More baseball myths

This one is among the most common. I once heard a dad who had played baseball at Stanford argue that this myth was true:

Myth: If a pitch hits a player’s hands it’s considered a foul ball, since hands are considered part of the bat.

Reality: The hands are not part of the bat. They are part of the arm.

Don’t believe it? Try this. Hold a bat in your hand at arm’s length. Now open your hand. Did the bat hit the ground? Good, gravity works. Where is your hand? I’ll bet it’s not on the ground. So your hand is not part of the bat.

When a player is hit on the hand by a pitch, the umpire must evaluate the situation just as he would if the pitch had hit him elsewhere:

If the pitch was in the strike zone the ball is dead, runners return to the last legally touched base, and the batter gets a strike. If that was the third strike, the batter is out.
If the batter was in the process of swinging, just as in the previous case, the ball is dead, runners return to the last legally touched base, and the batter gets a strike.

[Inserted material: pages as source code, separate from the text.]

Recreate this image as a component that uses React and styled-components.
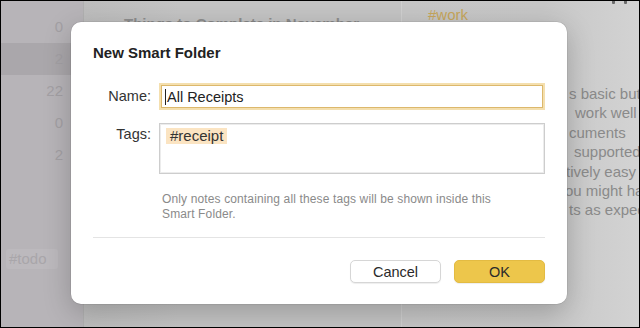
import React from "react";
import styled, { createGlobalStyle } from "styled-components";

const Global = createGlobalStyle`
  html, body { margin: 0; padding: 0; background: #000; }
  body { font-family: "Liberation Sans", Arial, sans-serif; }
`;

const Frame = styled.div`
  position: relative;
  width: 640px;
  height: 328px;
  box-sizing: border-box;
  border: 1px solid #000;
  display: grid;
  grid-template-columns: 82px 318px 1fr;
  overflow: hidden;
  font-family: "Liberation Sans", Arial, sans-serif;
`;

const Sidebar = styled.div`
  background: #b7b4b8;
  padding-top: 10px;
  display: flex;
  flex-direction: column;
`;

const CountRow = styled.div`
  height: 32px;
  line-height: 32px;
  text-align: right;
  padding-right: 20px;
  font-size: 15px;
  color: #a3a0a4;
  background: ${(p) => (p.$selected ? "#aaa7ab" : "transparent")};
`;

const SideTag = styled.div`
  margin: 78px 0 0 5px;
  width: 52px;
  height: 20px;
  line-height: 20px;
  border-radius: 3px;
  background: #bcb9bd;
  color: #a9a6aa;
  font-size: 15px;
  padding-left: 3px;
  box-sizing: border-box;
`;

const Middle = styled.div`
  background: linear-gradient(90deg, #bdbdbd 0%, #c4c4c4 30%, #c4c4c4 100%);
  border-left: 1px solid #b0b0b0;
  padding: 14px 0 0 40px;
`;

const NoteTitle = styled.div`
  font-size: 15px;
  line-height: 18px;
  font-weight: bold;
  color: #8e8e8e;
  white-space: nowrap;
`;

const Right = styled.div`
  background: linear-gradient(90deg, #c6c6c6 0%, #c7c7c7 60%, #d3d3d3 100%);
  border-left: 1px solid #d0d0d0;
  padding: 5px 0 0 26px;
  overflow: hidden;
  position: relative;
`;

const WorkTag = styled.div`
  font-size: 15px;
  line-height: 18px;
  color: #c6a65c;
`;

const Marks = styled.div`
  position: absolute;
  top: -1px;
  right: 12px;
  display: flex;
  gap: 9px;
`;

const Mark = styled.span`
  display: block;
  width: 3px;
  height: 4px;
  border-radius: 1px;
  background: #6a6a6a;
`;

const BodyText = styled.div`
  margin-top: 60px;
  font-size: 15px;
  line-height: 19.4px;
  color: #8a8a8a;
  white-space: nowrap;
`;

const TextLine = styled.div`
  padding-left: ${(p) => p.$x - 427}px;
`;

const Dialog = styled.div`
  position: absolute;
  left: 70px;
  top: 21px;
  width: 496px;
  box-sizing: border-box;
  background: #fff;
  border-radius: 10px;
  padding: 22px 22px 21px;
  box-shadow: 0 0 0 0.5px rgba(0, 0, 0, 0.12), 0 8px 28px rgba(0, 0, 0, 0.22);
`;

const Title = styled.div`
  font-size: 15px;
  line-height: 18px;
  font-weight: bold;
  color: #222;
`;

const Form = styled.div`
  margin-top: 23px;
  display: grid;
  grid-template-columns: 58px 1fr;
  column-gap: 8px;
  row-gap: 15px;
`;

const Label = styled.div`
  text-align: right;
  font-size: 14.5px;
  line-height: 23px;
  color: #333;
`;

const NameInput = styled.div`
  height: 23px;
  box-sizing: border-box;
  border: 1px solid #dcb86c;
  box-shadow: 0 0 0 2px #f4dfae;
  padding-left: 3px;
  display: flex;
  align-items: center;
  font-size: 14.5px;
  color: #222;
  margin: 0 2px 0 2px;
`;

const Caret = styled.span`
  display: inline-block;
  width: 1px;
  height: 16px;
  background: #222;
  margin-right: 1px;
`;

const TagBox = styled.div`
  height: 51px;
  box-sizing: border-box;
  border: 1px solid #cdcdcd;
  box-shadow: inset 0 0 0 1px #ececec;
  padding: 3px 6px;
`;

const Chip = styled.span`
  display: inline-block;
  height: 16px;
  line-height: 16px;
  padding: 0 4px;
  background: #fbe4c2;
  color: #333;
  font-size: 15px;
`;

const Help = styled.div`
  grid-column: 2;
  margin-top: 3px;
  padding-left: 3px;
  max-width: 345px;
  font-size: 12px;
  line-height: 15px;
  letter-spacing: 0.13px;
  color: #8a8a8a;
`;

const Divider = styled.div`
  margin-top: 15px;
  height: 1px;
  background: #e4e4e4;
`;

const Buttons = styled.div`
  margin-top: 22px;
  display: flex;
  justify-content: flex-end;
  gap: 13px;
`;

const Button = styled.div`
  width: 91px;
  height: 23px;
  box-sizing: border-box;
  border-radius: 5px;
  display: flex;
  align-items: center;
  justify-content: center;
  font-size: 14.5px;
  color: #2a2a2a;
  background: ${(p) => (p.$primary ? "#edc64b" : "#fff")};
  border: 1px solid ${(p) => (p.$primary ? "#e3bb42" : "#d6d6d6")};
  box-shadow: 0 1px 1px rgba(0, 0, 0, 0.07);
`;

const counts = ["0", "2", "22", "0", "2"];
const lines = [
  { x: 568, t: "s basic but" },
  { x: 574, t: "work well" },
  { x: 568, t: "cuments" },
  { x: 573, t: "supported" },
  { x: 565, t: "tively easy" },
  { x: 564, t: "ou might have" },
  { x: 568, t: "ts as expected" },
];

export default function App() {
  return (
    <>
      <Global />
      <Frame>
        <Sidebar>
          {counts.map((c, i) => (
            <CountRow key={i} $selected={i === 1}>
              {c}
            </CountRow>
          ))}
          <SideTag>#todo</SideTag>
        </Sidebar>
        <Middle>
          <NoteTitle>Things to Complete in November</NoteTitle>
        </Middle>
        <Right>
          <Marks>
            <Mark />
            <Mark />
          </Marks>
          <WorkTag>#work</WorkTag>
          <BodyText>
            {lines.map((l, i) => (
              <TextLine key={i} $x={l.x}>
                {l.t}
              </TextLine>
            ))}
          </BodyText>
        </Right>
        <Dialog>
          <Title>New Smart Folder</Title>
          <Form>
            <Label>Name:</Label>
            <NameInput>
              <Caret />
              All Receipts
            </NameInput>
            <Label>Tags:</Label>
            <TagBox>
              <Chip>#receipt</Chip>
            </TagBox>
            <Help>
              Only notes containing all these tags will be shown inside this Smart Folder.
            </Help>
          </Form>
          <Divider />
          <Buttons>
            <Button>Cancel</Button>
            <Button $primary>OK</Button>
          </Buttons>
        </Dialog>
      </Frame>
    </>
  );
}
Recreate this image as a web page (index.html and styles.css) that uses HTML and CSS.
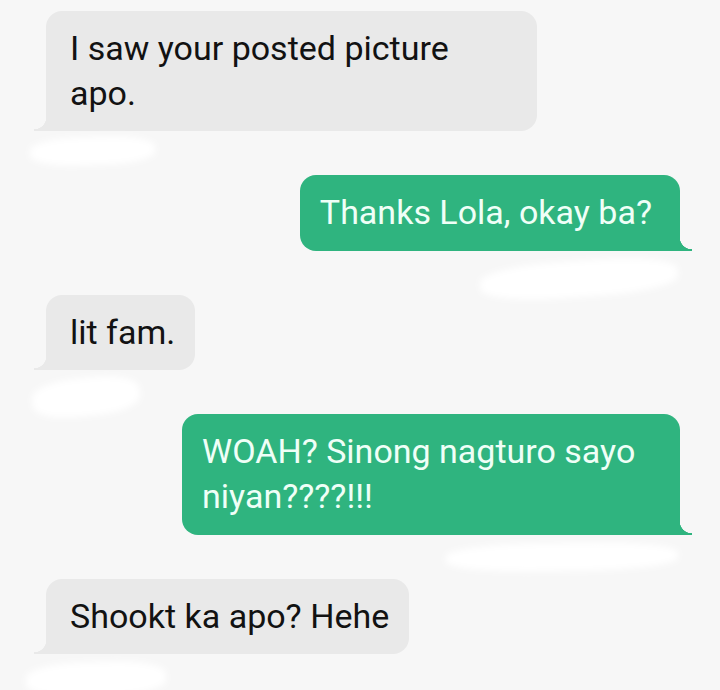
FILE: index.html
```html
<!DOCTYPE html>
<html lang="tl">
<head>
<meta charset="utf-8">
<title>Chat</title>
<link rel="stylesheet" href="styles.css">
</head>
<body>
<main class="chat">
  <div class="msg in">
    <div class="bubble">I saw your posted picture apo.</div>
    <div class="smudge s1"></div>
  </div>
  <div class="msg out">
    <div class="bubble">Thanks Lola, okay ba?</div>
    <div class="smudge s2"></div>
  </div>
  <div class="msg in">
    <div class="bubble">lit fam.</div>
    <div class="smudge s3"></div>
  </div>
  <div class="msg out">
    <div class="bubble">WOAH? Sinong nagturo sayo niyan????!!!</div>
    <div class="smudge s4"></div>
  </div>
  <div class="msg in">
    <div class="bubble">Shookt ka apo? Hehe</div>
    <div class="smudge s5"></div>
  </div>
</main>
</body>
</html>
```
FILE: styles.css
```css
html, body {
  margin: 0;
  padding: 0;
  background: #f7f7f7;
}
body {
  width: 720px;
  height: 690px;
  overflow: hidden;
  font-family: Roboto, "Liberation Sans", sans-serif;
}
.chat {
  display: flex;
  flex-direction: column;
  gap: 44px;
  padding: 11px 40px 0 46px;
}
.msg {
  position: relative;
  display: flex;
}
.msg.out {
  justify-content: flex-end;
}
.bubble {
  position: relative;
  box-sizing: border-box;
  font-size: 34px;
  line-height: 45px;
  border-radius: 16px;
}
.in .bubble {
  max-width: 491px;
  padding: 15px 20px 15px 24px;
  background: #e9e9e9;
  color: #121212;
  border-bottom-left-radius: 0;
}
.out .bubble {
  max-width: 498px;
  padding: 15px 28px 16px 20px;
  background: #2fb47f;
  color: #effff7;
  border-bottom-right-radius: 0;
}
.in .bubble::after,
.out .bubble::after {
  content: "";
  position: absolute;
  bottom: 0;
  width: 12px;
  height: 14px;
}
.in .bubble::after {
  left: -12px;
  background: radial-gradient(circle at top left, transparent 12px, #e9e9e9 12.5px);
}
.out .bubble::after {
  right: -12px;
  background: radial-gradient(circle at top right, transparent 12px, #2fb47f 12.5px);
}
.smudge {
  position: absolute;
  background: #ffffff;
  border-radius: 40%;
  filter: blur(3px);
}
.s1 { left: -16px; top: calc(100% + 6px); width: 125px; height: 28px; transform: rotate(-2deg); }
.s2 { right: 2px; top: calc(100% + 10px); width: 198px; height: 36px; transform: rotate(-4deg); }
.s3 { left: -14px; top: calc(100% + 8px); width: 108px; height: 38px; transform: rotate(-6deg); }
.s4 { right: 2px; top: calc(100% + 8px); width: 232px; height: 28px; transform: rotate(-1deg); }
.s5 { left: -20px; top: calc(100% + 8px); width: 140px; height: 34px; transform: rotate(-2deg); }
```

If that was the third strike, the batter is out.
If the pitch was not in the strike zone and the batter was not swinging at it, but the batter makes no attempt to get out of the way, the ball is dead, runners return, a ball is charged to the batter and he/she must continue to bat. (Unless that was ball four.)
If none of the above conditions apply, the ball is dead, the batter is awarded first base, and runners advance only if forced.

Remember – when a batter is hit anywhere by a pitch, the ball is immediately dead, whether or not a base award is made.